_Instructions for the task_.
Within the records below, find each line that holds the string "React", then copy it.

_Provided information_.
==============================
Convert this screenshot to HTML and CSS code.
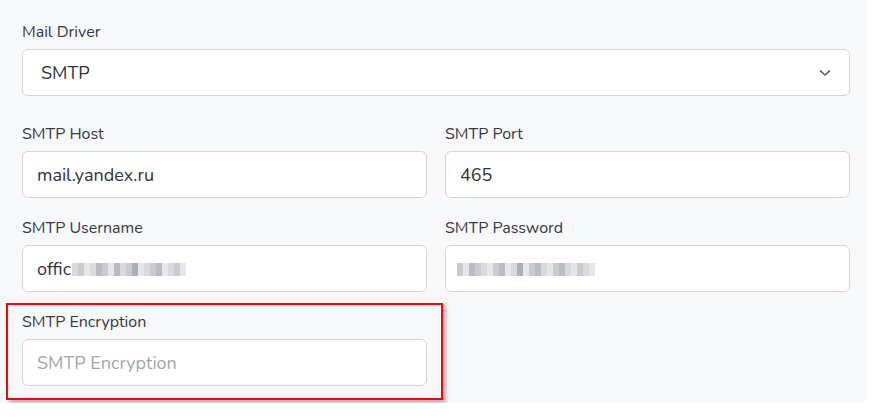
==============================
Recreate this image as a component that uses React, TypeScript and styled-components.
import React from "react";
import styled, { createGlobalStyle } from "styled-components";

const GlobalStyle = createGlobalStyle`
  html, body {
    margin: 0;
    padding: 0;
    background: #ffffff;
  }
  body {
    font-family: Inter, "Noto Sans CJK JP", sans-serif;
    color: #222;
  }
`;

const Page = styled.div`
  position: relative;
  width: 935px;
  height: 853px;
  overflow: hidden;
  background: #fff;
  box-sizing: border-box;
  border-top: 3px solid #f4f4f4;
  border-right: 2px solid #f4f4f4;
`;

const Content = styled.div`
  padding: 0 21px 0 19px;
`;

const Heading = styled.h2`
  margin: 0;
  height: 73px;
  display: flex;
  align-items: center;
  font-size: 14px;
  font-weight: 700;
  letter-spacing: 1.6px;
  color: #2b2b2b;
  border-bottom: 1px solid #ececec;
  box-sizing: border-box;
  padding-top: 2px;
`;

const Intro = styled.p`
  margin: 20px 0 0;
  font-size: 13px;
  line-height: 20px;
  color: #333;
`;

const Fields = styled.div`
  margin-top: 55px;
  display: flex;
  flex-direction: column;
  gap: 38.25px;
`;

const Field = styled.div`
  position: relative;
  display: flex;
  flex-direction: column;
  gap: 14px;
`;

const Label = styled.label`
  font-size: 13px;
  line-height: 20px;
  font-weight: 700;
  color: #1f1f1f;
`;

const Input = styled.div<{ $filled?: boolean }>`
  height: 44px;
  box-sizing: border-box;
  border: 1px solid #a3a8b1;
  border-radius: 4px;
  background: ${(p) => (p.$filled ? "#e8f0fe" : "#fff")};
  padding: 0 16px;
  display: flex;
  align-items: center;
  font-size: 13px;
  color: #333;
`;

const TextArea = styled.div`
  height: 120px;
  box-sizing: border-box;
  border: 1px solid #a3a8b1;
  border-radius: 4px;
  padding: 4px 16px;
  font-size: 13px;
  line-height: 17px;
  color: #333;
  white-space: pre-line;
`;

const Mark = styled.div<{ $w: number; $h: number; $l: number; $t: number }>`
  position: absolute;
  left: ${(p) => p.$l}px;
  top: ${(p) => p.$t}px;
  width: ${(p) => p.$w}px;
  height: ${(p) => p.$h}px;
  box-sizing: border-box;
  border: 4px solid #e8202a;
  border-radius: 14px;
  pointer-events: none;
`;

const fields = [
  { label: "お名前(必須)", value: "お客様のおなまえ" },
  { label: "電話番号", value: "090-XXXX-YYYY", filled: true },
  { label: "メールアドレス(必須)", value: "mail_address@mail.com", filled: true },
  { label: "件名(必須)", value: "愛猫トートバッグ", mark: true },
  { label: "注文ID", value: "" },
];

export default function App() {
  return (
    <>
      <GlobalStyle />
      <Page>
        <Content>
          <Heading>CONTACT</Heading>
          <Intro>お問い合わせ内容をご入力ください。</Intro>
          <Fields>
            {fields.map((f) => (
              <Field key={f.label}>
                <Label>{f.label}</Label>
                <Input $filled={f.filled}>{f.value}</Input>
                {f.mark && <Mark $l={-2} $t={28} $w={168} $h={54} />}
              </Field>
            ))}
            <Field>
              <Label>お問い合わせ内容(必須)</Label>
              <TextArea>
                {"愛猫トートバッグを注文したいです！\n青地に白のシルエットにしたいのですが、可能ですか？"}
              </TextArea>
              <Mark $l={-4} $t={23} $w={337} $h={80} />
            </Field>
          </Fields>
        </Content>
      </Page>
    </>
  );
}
==============================
_Task result_.
Recreate this image as a component that uses React, TypeScript and styled-components.
import React from "react";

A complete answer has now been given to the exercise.